=== SHORT EXERCISE ===
Answer with one number: how many lines have "screenshot".

=== TASK DATA ===
====================

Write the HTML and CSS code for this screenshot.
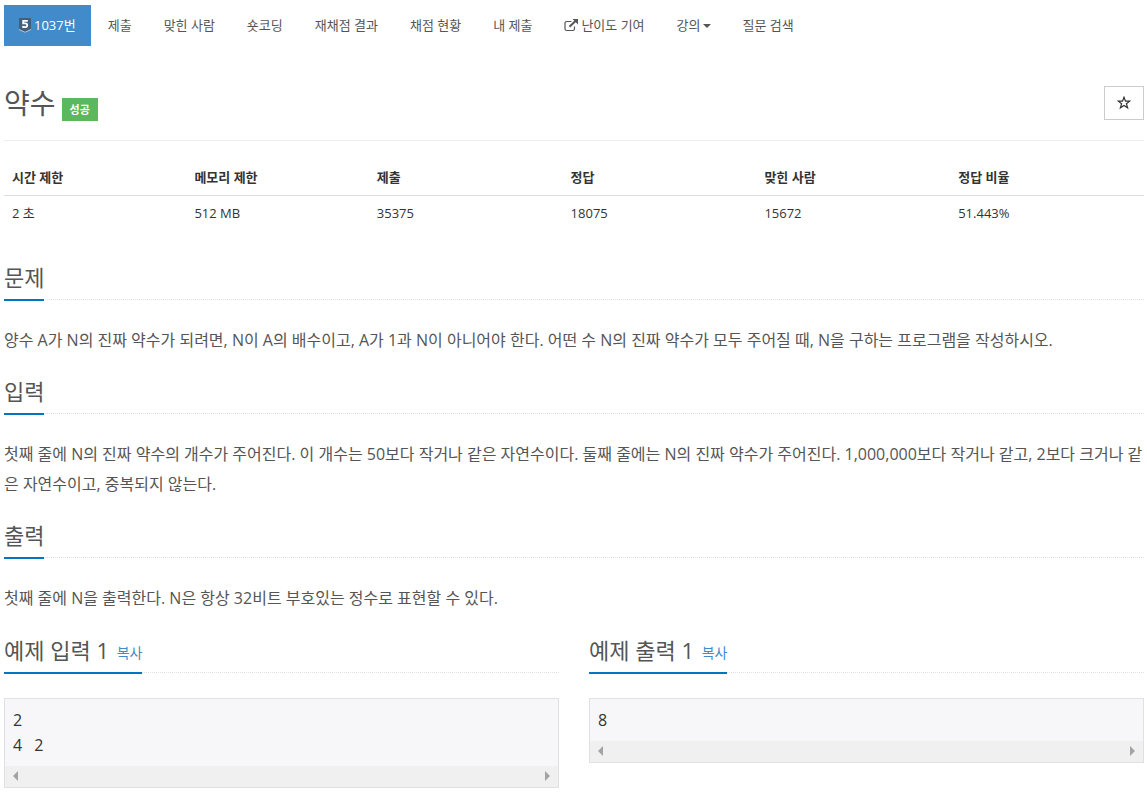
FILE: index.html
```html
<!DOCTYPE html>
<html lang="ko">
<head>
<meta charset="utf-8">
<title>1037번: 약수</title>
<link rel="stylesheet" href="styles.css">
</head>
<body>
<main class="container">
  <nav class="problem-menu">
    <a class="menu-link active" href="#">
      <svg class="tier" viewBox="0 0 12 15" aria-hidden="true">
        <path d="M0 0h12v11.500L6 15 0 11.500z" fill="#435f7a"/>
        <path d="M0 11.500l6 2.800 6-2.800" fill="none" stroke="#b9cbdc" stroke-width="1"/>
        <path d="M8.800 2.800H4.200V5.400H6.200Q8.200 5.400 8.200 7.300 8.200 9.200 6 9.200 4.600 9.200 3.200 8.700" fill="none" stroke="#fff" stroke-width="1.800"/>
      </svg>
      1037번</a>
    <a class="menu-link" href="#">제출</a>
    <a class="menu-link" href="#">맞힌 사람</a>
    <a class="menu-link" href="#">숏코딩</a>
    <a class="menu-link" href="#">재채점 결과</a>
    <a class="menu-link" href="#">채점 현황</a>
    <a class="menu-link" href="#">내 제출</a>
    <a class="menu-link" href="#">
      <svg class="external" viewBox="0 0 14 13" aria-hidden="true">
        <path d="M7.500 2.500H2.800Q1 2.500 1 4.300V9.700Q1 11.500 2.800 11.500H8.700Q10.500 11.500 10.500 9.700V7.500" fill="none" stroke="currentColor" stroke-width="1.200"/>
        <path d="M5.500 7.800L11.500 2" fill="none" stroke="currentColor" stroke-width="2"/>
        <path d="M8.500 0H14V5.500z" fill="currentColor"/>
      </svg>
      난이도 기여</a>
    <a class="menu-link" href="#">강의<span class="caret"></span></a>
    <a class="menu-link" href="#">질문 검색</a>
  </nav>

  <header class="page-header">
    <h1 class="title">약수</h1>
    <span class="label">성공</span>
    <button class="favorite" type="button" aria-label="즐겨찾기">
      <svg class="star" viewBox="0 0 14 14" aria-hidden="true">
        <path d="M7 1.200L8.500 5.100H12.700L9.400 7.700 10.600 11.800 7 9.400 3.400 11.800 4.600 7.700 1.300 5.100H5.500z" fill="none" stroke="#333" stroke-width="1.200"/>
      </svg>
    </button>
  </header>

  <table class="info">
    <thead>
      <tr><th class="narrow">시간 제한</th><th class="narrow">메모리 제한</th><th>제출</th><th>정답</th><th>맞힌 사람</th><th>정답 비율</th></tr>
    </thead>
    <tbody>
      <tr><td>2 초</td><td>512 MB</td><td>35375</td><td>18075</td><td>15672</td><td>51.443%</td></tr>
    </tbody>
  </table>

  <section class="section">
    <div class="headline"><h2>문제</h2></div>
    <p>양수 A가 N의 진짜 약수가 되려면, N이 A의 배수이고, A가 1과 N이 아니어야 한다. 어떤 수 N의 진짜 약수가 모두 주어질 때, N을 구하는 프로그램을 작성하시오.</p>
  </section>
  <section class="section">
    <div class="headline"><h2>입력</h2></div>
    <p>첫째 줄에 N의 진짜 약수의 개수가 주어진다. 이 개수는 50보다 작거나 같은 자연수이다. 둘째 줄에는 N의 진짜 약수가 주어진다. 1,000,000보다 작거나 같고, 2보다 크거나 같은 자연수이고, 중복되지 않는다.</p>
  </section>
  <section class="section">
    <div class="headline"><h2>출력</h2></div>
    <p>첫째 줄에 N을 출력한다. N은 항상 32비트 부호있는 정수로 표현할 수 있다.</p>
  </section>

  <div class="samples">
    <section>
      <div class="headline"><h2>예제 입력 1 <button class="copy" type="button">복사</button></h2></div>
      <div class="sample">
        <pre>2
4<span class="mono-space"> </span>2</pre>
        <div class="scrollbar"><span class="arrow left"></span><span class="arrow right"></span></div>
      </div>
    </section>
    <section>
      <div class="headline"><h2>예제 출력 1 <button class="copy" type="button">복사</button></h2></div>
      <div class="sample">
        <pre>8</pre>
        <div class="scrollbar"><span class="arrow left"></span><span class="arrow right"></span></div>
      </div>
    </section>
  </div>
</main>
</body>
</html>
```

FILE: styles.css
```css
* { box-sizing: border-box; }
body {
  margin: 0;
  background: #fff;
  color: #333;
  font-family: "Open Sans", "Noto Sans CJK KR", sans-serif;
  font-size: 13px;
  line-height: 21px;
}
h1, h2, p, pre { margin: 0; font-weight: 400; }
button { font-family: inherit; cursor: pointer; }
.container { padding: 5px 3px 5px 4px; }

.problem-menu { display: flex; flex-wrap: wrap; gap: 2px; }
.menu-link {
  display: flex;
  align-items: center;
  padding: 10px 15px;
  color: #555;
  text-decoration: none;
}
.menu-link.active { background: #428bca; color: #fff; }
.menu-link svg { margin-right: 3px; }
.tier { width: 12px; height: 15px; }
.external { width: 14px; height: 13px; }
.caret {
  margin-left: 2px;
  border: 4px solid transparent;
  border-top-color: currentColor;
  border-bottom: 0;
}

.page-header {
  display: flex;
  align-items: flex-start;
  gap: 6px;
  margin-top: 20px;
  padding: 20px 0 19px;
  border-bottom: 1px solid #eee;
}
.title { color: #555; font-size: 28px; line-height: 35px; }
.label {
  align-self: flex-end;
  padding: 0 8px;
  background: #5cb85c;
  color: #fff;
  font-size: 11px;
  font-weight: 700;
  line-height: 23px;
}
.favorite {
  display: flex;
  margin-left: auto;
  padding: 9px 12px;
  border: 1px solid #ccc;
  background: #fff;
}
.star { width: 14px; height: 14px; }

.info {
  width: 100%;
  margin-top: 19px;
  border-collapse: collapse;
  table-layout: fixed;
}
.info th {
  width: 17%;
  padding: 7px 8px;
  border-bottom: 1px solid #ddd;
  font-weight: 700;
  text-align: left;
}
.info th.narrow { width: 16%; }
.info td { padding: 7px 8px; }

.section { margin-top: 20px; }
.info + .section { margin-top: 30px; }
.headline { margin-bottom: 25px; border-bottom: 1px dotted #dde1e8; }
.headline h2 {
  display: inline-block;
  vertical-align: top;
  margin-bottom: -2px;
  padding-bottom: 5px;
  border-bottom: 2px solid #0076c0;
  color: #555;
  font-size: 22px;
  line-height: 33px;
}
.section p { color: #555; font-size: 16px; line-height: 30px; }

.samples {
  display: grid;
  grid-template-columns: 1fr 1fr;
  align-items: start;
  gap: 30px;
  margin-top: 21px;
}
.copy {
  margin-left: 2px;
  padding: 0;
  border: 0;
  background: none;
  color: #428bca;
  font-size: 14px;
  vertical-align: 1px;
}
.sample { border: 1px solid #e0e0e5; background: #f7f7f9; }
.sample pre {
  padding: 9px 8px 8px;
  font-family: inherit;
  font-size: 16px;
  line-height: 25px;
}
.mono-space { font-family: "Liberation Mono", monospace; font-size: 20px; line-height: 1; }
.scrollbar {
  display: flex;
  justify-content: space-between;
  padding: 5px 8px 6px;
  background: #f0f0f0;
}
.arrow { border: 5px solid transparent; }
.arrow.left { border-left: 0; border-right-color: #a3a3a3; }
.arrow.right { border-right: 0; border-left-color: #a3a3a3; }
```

====================

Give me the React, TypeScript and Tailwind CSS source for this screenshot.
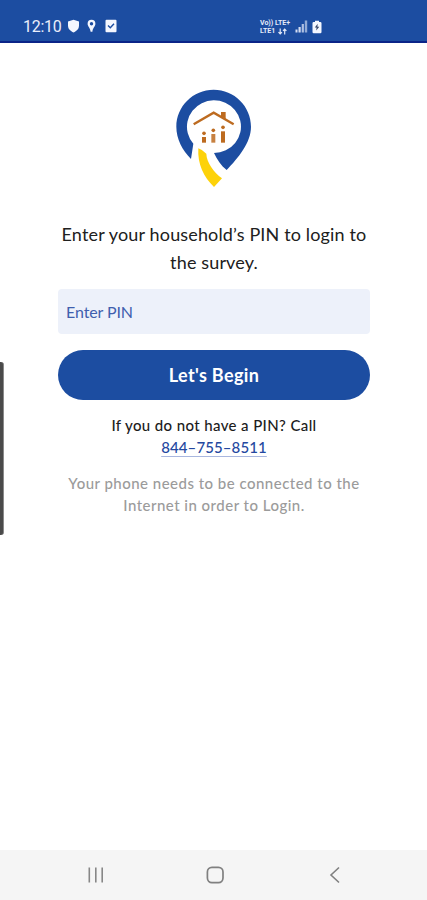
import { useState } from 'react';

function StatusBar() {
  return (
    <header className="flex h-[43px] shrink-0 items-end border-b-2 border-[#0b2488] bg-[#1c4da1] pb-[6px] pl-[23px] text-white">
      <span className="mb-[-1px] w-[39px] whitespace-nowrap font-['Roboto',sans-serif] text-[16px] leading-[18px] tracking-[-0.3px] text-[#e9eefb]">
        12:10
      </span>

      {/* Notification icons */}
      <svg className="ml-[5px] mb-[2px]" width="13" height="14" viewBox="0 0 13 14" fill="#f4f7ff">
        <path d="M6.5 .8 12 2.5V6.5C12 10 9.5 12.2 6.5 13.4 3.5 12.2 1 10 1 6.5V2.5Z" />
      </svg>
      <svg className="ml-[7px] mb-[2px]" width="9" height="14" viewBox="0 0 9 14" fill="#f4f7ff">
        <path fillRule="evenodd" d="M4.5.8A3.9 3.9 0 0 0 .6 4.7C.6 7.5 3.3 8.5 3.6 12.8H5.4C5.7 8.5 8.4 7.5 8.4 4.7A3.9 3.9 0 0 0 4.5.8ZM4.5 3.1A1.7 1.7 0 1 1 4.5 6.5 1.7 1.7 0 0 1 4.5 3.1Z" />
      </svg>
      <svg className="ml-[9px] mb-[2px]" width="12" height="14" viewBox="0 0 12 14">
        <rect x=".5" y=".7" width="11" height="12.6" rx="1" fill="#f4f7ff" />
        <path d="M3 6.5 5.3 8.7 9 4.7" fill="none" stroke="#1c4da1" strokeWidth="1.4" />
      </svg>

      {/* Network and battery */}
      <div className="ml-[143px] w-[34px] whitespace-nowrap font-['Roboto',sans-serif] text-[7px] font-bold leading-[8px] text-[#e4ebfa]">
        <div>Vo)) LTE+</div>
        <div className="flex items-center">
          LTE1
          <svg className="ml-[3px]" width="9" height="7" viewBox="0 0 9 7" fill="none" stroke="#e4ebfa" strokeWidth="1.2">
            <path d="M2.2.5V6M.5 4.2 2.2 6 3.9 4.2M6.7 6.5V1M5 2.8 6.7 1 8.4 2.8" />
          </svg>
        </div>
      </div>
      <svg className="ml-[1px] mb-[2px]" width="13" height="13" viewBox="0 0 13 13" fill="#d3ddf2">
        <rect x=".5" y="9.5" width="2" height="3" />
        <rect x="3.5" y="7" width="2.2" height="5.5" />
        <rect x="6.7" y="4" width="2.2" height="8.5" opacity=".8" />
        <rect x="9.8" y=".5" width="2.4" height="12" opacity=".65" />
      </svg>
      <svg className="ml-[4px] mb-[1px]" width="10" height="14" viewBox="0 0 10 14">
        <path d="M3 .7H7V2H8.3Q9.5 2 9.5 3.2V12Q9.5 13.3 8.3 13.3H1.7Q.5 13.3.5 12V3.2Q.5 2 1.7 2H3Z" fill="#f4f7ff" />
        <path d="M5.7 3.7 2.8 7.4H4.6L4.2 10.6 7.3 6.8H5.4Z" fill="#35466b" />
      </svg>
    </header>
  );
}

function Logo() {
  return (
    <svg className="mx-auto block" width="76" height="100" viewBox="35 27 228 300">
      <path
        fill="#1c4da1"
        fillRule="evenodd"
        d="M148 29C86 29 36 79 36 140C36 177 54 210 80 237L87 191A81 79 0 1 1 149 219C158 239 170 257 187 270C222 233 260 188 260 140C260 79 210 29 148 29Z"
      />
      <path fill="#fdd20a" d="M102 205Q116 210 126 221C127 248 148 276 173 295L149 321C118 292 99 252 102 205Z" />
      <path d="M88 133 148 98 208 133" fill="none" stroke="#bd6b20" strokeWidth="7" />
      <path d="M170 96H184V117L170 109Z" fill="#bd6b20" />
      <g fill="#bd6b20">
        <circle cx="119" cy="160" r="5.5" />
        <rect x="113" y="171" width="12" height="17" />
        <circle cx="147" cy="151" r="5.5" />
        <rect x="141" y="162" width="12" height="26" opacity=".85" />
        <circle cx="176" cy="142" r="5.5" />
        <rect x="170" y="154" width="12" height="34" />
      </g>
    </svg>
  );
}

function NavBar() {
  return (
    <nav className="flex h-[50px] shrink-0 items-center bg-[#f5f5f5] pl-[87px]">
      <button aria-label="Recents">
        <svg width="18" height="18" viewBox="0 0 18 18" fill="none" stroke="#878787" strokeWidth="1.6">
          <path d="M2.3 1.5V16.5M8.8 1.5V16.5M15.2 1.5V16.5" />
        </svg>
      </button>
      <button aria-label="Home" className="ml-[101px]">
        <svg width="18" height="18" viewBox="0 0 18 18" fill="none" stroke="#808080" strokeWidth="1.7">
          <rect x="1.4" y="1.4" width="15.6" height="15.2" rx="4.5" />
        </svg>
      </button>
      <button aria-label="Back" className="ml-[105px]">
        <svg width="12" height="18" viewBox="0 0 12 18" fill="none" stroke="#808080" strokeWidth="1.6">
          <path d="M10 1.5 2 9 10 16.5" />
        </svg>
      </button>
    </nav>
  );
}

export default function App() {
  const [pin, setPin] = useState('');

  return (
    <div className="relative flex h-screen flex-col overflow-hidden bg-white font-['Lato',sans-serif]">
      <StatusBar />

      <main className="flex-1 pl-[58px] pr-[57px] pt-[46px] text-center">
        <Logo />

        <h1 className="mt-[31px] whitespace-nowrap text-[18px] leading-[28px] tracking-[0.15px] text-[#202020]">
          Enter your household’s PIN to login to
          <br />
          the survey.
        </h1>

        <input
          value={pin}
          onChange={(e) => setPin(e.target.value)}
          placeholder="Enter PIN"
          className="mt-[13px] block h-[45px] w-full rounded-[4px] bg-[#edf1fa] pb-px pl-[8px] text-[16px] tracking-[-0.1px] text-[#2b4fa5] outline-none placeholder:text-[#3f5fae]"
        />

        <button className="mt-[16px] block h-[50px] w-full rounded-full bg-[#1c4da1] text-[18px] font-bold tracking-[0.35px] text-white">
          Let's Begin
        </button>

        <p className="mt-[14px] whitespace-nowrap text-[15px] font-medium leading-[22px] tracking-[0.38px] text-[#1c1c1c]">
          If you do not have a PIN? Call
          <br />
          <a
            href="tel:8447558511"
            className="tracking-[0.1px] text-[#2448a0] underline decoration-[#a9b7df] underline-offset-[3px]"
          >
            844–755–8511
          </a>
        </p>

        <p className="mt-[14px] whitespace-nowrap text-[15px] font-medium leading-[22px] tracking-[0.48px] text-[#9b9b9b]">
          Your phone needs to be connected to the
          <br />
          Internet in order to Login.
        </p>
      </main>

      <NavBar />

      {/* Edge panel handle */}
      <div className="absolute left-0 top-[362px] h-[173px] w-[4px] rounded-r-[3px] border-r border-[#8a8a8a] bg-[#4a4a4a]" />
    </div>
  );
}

====================

=== RESPONSE FOR THIS EXERCISE ===
2